**Source excerpt:**

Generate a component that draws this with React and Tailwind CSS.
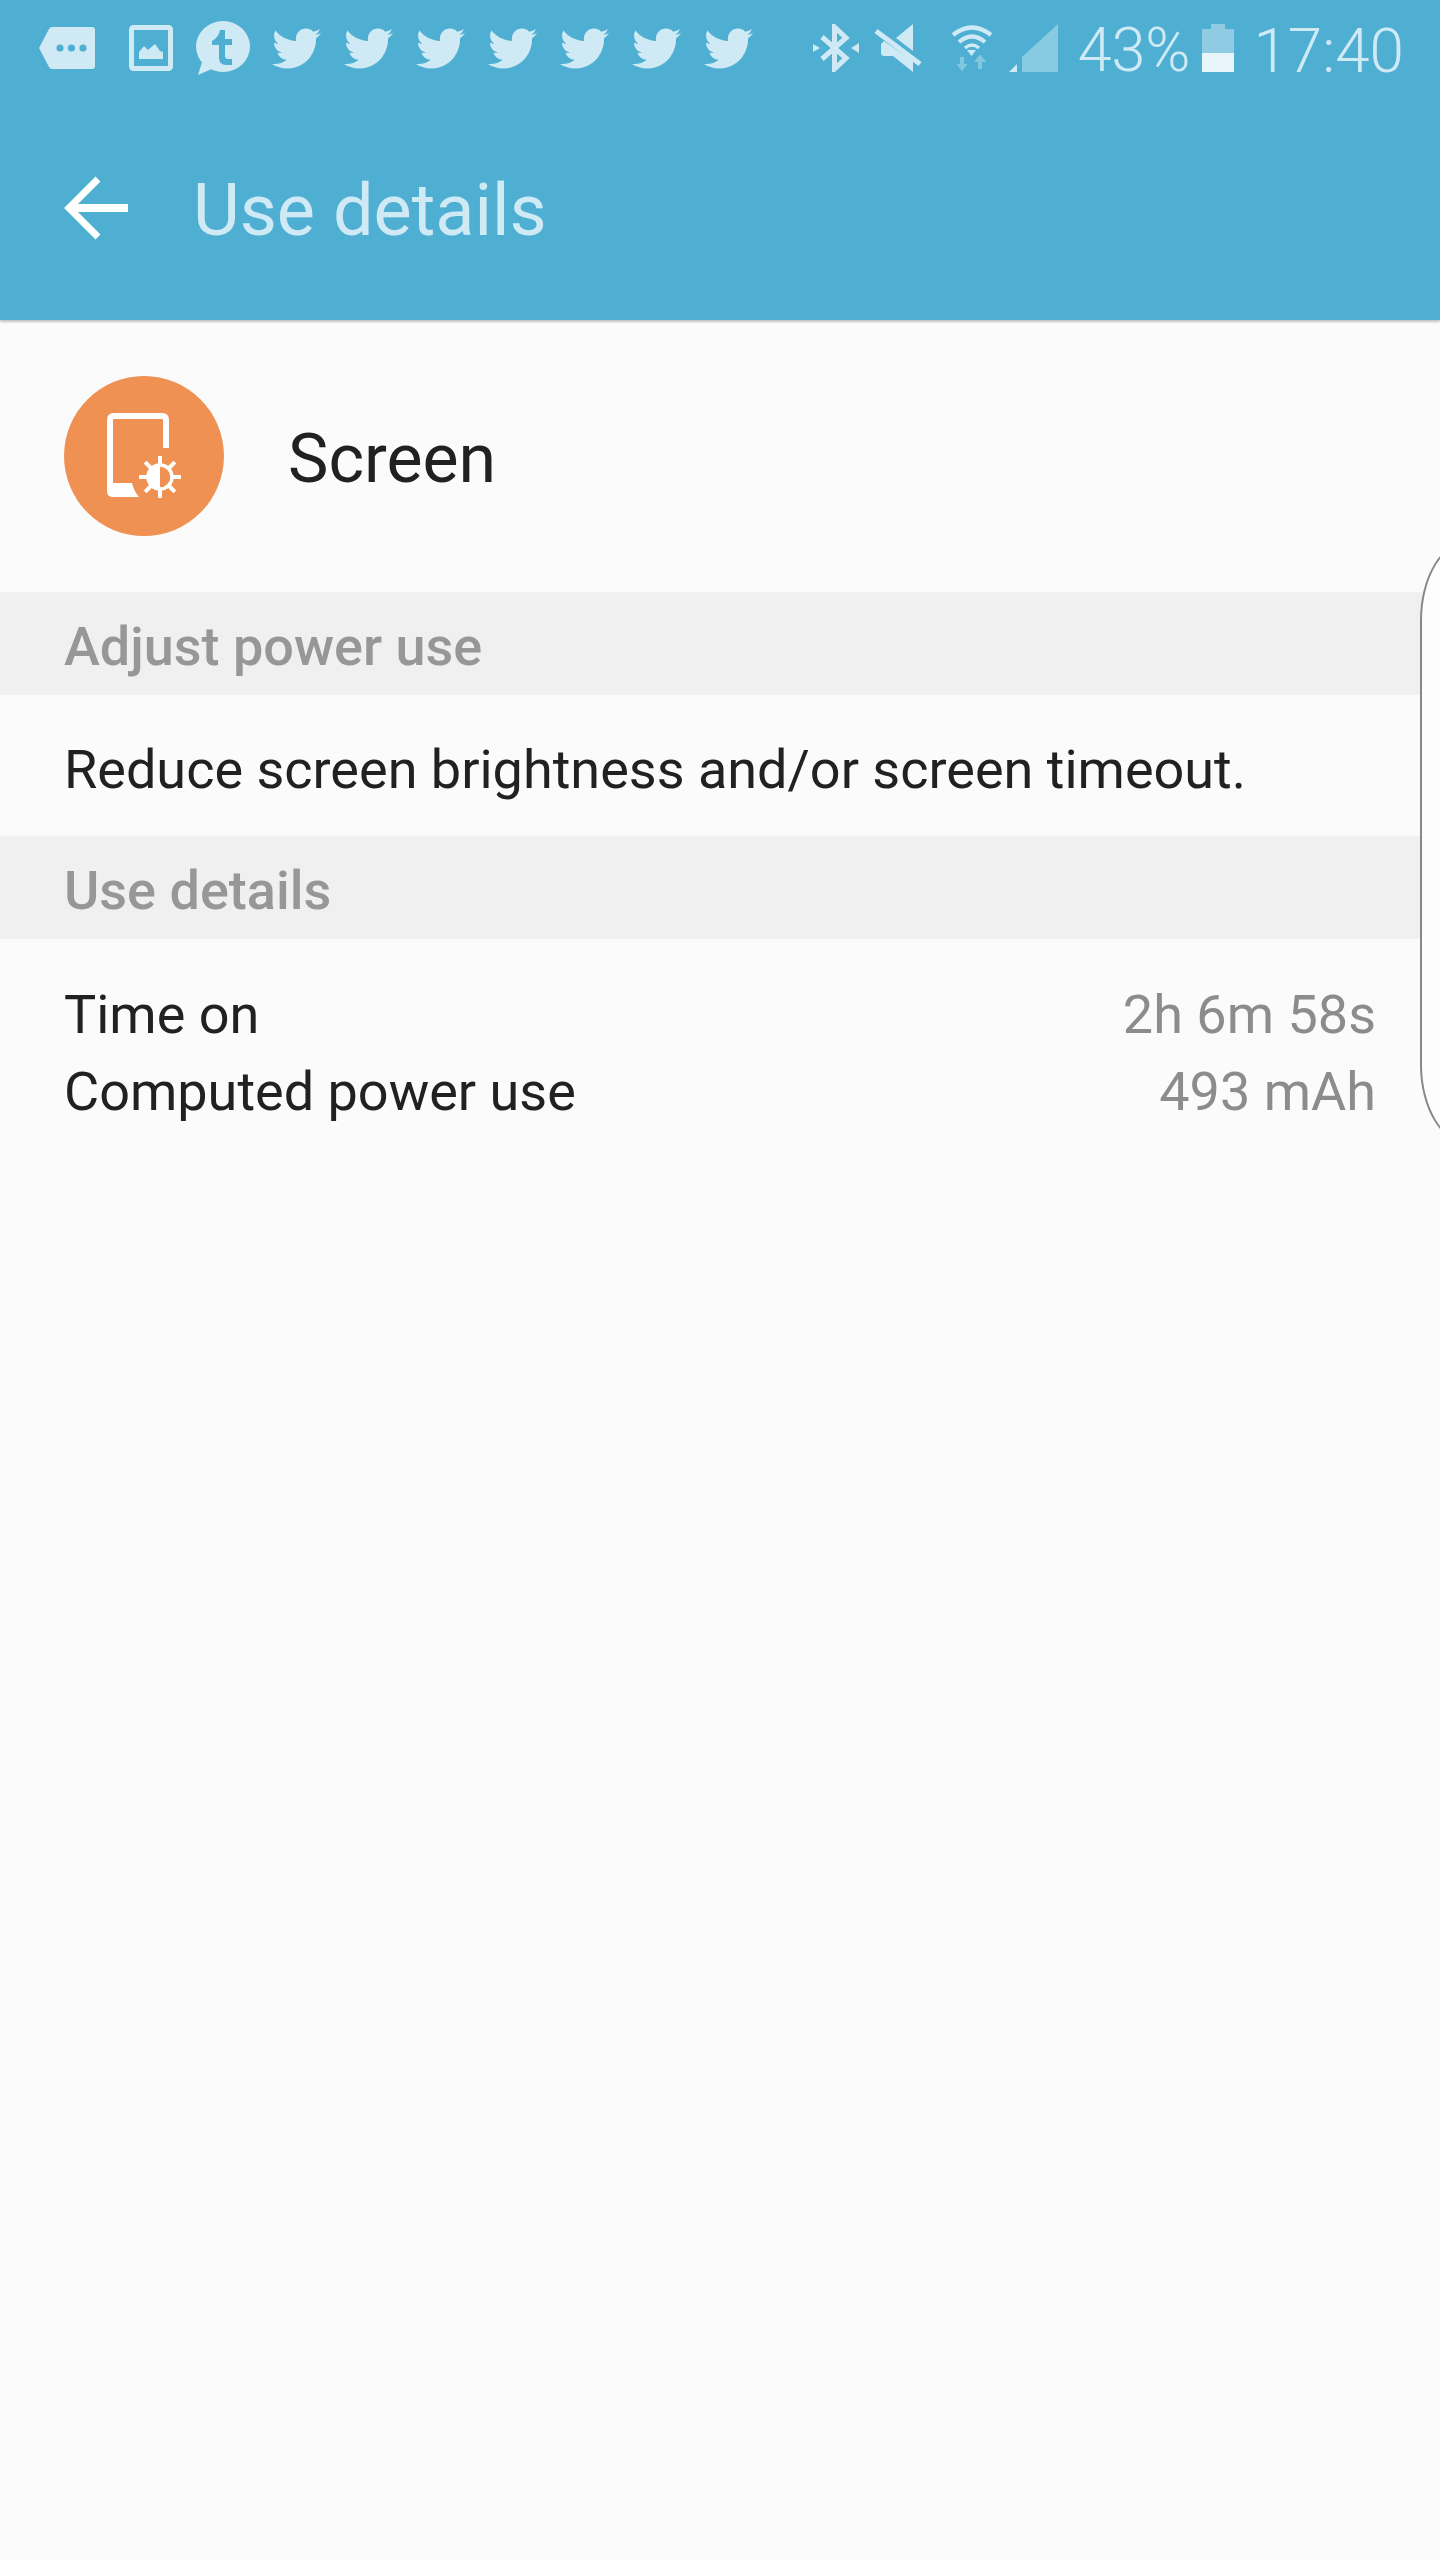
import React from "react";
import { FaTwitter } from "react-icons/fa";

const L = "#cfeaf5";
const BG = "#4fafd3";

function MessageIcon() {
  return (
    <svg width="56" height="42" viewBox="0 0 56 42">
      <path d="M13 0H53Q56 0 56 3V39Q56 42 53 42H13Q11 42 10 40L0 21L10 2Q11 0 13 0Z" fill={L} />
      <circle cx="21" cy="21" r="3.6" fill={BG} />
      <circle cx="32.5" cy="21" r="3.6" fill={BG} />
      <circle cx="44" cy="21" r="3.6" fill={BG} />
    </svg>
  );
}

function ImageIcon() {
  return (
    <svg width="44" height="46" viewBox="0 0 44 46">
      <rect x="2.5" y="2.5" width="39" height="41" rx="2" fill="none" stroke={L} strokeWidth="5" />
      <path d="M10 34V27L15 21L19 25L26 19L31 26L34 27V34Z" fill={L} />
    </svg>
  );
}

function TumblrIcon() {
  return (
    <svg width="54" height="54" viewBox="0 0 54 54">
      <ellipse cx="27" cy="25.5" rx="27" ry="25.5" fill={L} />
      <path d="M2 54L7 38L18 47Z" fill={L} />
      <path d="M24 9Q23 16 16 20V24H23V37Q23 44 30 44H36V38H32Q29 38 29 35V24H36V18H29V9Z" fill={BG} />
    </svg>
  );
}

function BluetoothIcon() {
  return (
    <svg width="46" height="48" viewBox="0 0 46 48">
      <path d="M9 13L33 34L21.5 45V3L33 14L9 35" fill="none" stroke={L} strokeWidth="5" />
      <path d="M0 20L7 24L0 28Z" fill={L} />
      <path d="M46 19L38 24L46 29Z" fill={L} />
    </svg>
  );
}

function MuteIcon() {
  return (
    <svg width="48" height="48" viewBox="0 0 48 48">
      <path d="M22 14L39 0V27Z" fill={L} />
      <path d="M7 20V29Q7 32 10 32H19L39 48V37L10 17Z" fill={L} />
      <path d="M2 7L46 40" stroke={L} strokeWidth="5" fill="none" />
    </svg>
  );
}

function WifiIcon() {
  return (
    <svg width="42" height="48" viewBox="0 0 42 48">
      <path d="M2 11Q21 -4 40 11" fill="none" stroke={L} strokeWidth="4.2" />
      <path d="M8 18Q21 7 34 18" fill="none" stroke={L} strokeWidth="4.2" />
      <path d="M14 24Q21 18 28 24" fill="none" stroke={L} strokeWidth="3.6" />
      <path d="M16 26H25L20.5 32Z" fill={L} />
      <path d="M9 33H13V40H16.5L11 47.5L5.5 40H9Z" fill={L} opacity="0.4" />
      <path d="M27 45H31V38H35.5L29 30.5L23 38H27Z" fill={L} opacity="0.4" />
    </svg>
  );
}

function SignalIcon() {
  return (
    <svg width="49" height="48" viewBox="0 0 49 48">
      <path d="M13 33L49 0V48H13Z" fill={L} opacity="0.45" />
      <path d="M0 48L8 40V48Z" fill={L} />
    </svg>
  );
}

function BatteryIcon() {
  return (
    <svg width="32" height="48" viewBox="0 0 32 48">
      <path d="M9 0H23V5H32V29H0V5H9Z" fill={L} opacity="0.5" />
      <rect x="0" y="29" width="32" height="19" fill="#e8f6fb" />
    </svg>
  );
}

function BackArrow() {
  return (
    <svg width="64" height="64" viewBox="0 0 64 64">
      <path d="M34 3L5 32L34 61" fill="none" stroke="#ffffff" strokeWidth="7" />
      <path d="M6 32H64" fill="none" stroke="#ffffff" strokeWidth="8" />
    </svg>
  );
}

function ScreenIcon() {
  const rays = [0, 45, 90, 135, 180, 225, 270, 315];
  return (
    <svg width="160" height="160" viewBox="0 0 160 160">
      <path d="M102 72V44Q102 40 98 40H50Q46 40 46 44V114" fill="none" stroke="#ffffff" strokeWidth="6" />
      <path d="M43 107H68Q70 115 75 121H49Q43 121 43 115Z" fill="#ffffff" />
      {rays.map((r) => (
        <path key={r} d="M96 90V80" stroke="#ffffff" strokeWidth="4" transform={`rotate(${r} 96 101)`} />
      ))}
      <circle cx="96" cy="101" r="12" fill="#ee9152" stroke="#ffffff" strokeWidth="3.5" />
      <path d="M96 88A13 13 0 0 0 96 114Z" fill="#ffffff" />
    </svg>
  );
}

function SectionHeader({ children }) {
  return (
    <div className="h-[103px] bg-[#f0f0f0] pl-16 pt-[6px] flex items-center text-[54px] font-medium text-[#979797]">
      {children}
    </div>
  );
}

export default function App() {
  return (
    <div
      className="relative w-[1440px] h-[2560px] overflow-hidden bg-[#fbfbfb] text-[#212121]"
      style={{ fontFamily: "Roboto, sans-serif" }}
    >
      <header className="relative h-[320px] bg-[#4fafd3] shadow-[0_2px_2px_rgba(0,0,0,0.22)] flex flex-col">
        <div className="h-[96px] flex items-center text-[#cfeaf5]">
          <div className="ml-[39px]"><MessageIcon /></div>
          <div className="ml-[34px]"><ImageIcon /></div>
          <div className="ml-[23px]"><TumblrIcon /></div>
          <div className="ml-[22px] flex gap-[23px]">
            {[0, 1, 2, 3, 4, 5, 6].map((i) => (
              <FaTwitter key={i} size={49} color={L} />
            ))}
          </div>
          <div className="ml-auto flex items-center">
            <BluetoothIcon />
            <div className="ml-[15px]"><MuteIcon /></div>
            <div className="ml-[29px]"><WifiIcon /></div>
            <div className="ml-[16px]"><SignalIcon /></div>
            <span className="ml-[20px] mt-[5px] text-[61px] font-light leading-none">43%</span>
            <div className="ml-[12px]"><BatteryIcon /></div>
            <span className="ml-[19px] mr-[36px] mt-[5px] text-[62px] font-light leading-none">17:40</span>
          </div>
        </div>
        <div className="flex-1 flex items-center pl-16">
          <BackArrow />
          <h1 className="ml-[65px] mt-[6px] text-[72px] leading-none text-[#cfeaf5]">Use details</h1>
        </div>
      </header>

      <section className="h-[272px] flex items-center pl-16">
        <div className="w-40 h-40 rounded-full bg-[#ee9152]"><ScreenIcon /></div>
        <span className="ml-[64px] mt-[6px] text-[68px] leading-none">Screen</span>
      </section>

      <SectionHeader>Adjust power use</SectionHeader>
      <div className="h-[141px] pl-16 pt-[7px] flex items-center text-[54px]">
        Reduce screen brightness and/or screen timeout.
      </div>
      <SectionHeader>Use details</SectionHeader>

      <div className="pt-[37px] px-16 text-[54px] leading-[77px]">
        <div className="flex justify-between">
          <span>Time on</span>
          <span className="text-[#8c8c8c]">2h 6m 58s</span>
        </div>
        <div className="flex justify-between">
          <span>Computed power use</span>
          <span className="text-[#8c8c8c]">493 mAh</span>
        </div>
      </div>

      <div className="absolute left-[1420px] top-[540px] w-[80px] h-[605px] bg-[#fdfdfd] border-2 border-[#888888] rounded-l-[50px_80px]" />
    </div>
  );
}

**What the exercise asks:**
Transcribe all the lines above exactly, apart from the pictures.

**Response below:**
Generate a component that draws this with React and Tailwind CSS.
import React from "react";
import { FaTwitter } from "react-icons/fa";

const L = "#cfeaf5";
const BG = "#4fafd3";

function MessageIcon() {
  return (
    <svg width="56" height="42" viewBox="0 0 56 42">
      <path d="M13 0H53Q56 0 56 3V39Q56 42 53 42H13Q11 42 10 40L0 21L10 2Q11 0 13 0Z" fill={L} />
      <circle cx="21" cy="21" r="3.6" fill={BG} />
      <circle cx="32.5" cy="21" r="3.6" fill={BG} />
      <circle cx="44" cy="21" r="3.6" fill={BG} />
    </svg>
  );
}

function ImageIcon() {
  return (
    <svg width="44" height="46" viewBox="0 0 44 46">
      <rect x="2.5" y="2.5" width="39" height="41" rx="2" fill="none" stroke={L} strokeWidth="5" />
      <path d="M10 34V27L15 21L19 25L26 19L31 26L34 27V34Z" fill={L} />
    </svg>
  );
}

function TumblrIcon() {
  return (
    <svg width="54" height="54" viewBox="0 0 54 54">
      <ellipse cx="27" cy="25.5" rx="27" ry="25.5" fill={L} />
      <path d="M2 54L7 38L18 47Z" fill={L} />
      <path d="M24 9Q23 16 16 20V24H23V37Q23 44 30 44H36V38H32Q29 38 29 35V24H36V18H29V9Z" fill={BG} />
    </svg>
  );
}

function BluetoothIcon() {
  return (
    <svg width="46" height="48" viewBox="0 0 46 48">
      <path d="M9 13L33 34L21.5 45V3L33 14L9 35" fill="none" stroke={L} strokeWidth="5" />
      <path d="M0 20L7 24L0 28Z" fill={L} />
      <path d="M46 19L38 24L46 29Z" fill={L} />
    </svg>
  );
}

function MuteIcon() {
  return (
    <svg width="48" height="48" viewBox="0 0 48 48">
      <path d="M22 14L39 0V27Z" fill={L} />
      <path d="M7 20V29Q7 32 10 32H19L39 48V37L10 17Z" fill={L} />
      <path d="M2 7L46 40" stroke={L} strokeWidth="5" fill="none" />
    </svg>
  );
}

function WifiIcon() {
  return (
    <svg width="42" height="48" viewBox="0 0 42 48">
      <path d="M2 11Q21 -4 40 11" fill="none" stroke={L} strokeWidth="4.2" />
      <path d="M8 18Q21 7 34 18" fill="none" stroke={L} strokeWidth="4.2" />
      <path d="M14 24Q21 18 28 24" fill="none" stroke={L} strokeWidth="3.6" />
      <path d="M16 26H25L20.5 32Z" fill={L} />
      <path d="M9 33H13V40H16.5L11 47.5L5.5 40H9Z" fill={L} opacity="0.4" />
      <path d="M27 45H31V38H35.5L29 30.5L23 38H27Z" fill={L} opacity="0.4" />
    </svg>
  );
}

function SignalIcon() {
  return (
    <svg width="49" height="48" viewBox="0 0 49 48">
      <path d="M13 33L49 0V48H13Z" fill={L} opacity="0.45" />
      <path d="M0 48L8 40V48Z" fill={L} />
    </svg>
  );
}

function BatteryIcon() {
  return (
    <svg width="32" height="48" viewBox="0 0 32 48">
      <path d="M9 0H23V5H32V29H0V5H9Z" fill={L} opacity="0.5" />
      <rect x="0" y="29" width="32" height="19" fill="#e8f6fb" />
    </svg>
  );
}

function BackArrow() {
  return (
    <svg width="64" height="64" viewBox="0 0 64 64">
      <path d="M34 3L5 32L34 61" fill="none" stroke="#ffffff" strokeWidth="7" />
      <path d="M6 32H64" fill="none" stroke="#ffffff" strokeWidth="8" />
    </svg>
  );
}

function ScreenIcon() {
  const rays = [0, 45, 90, 135, 180, 225, 270, 315];
  return (
    <svg width="160" height="160" viewBox="0 0 160 160">
      <path d="M102 72V44Q102 40 98 40H50Q46 40 46 44V114" fill="none" stroke="#ffffff" strokeWidth="6" />
      <path d="M43 107H68Q70 115 75 121H49Q43 121 43 115Z" fill="#ffffff" />
      {rays.map((r) => (
        <path key={r} d="M96 90V80" stroke="#ffffff" strokeWidth="4" transform={`rotate(${r} 96 101)`} />
      ))}
      <circle cx="96" cy="101" r="12" fill="#ee9152" stroke="#ffffff" strokeWidth="3.5" />
      <path d="M96 88A13 13 0 0 0 96 114Z" fill="#ffffff" />
    </svg>
  );
}

function SectionHeader({ children }) {
  return (
    <div className="h-[103px] bg-[#f0f0f0] pl-16 pt-[6px] flex items-center text-[54px] font-medium text-[#979797]">
      {children}
    </div>
  );
}

export default function App() {
  return (
    <div
      className="relative w-[1440px] h-[2560px] overflow-hidden bg-[#fbfbfb] text-[#212121]"
      style={{ fontFamily: "Roboto, sans-serif" }}
    >
      <header className="relative h-[320px] bg-[#4fafd3] shadow-[0_2px_2px_rgba(0,0,0,0.22)] flex flex-col">
        <div className="h-[96px] flex items-center text-[#cfeaf5]">
          <div className="ml-[39px]"><MessageIcon /></div>
          <div className="ml-[34px]"><ImageIcon /></div>
          <div className="ml-[23px]"><TumblrIcon /></div>
          <div className="ml-[22px] flex gap-[23px]">
            {[0, 1, 2, 3, 4, 5, 6].map((i) => (
              <FaTwitter key={i} size={49} color={L} />
            ))}
          </div>
          <div className="ml-auto flex items-center">
            <BluetoothIcon />
            <div className="ml-[15px]"><MuteIcon /></div>
            <div className="ml-[29px]"><WifiIcon /></div>
            <div className="ml-[16px]"><SignalIcon /></div>
            <span className="ml-[20px] mt-[5px] text-[61px] font-light leading-none">43%</span>
            <div className="ml-[12px]"><BatteryIcon /></div>
            <span className="ml-[19px] mr-[36px] mt-[5px] text-[62px] font-light leading-none">17:40</span>
          </div>
        </div>
        <div className="flex-1 flex items-center pl-16">
          <BackArrow />
          <h1 className="ml-[65px] mt-[6px] text-[72px] leading-none text-[#cfeaf5]">Use details</h1>
        </div>
      </header>

      <section className="h-[272px] flex items-center pl-16">
        <div className="w-40 h-40 rounded-full bg-[#ee9152]"><ScreenIcon /></div>
        <span className="ml-[64px] mt-[6px] text-[68px] leading-none">Screen</span>
      </section>

      <SectionHeader>Adjust power use</SectionHeader>
      <div className="h-[141px] pl-16 pt-[7px] flex items-center text-[54px]">
        Reduce screen brightness and/or screen timeout.
      </div>
      <SectionHeader>Use details</SectionHeader>

      <div className="pt-[37px] px-16 text-[54px] leading-[77px]">
        <div className="flex justify-between">
          <span>Time on</span>
          <span className="text-[#8c8c8c]">2h 6m 58s</span>
        </div>
        <div className="flex justify-between">
          <span>Computed power use</span>
          <span className="text-[#8c8c8c]">493 mAh</span>
        </div>
      </div>

      <div className="absolute left-[1420px] top-[540px] w-[80px] h-[605px] bg-[#fdfdfd] border-2 border-[#888888] rounded-l-[50px_80px]" />
    </div>
  );
}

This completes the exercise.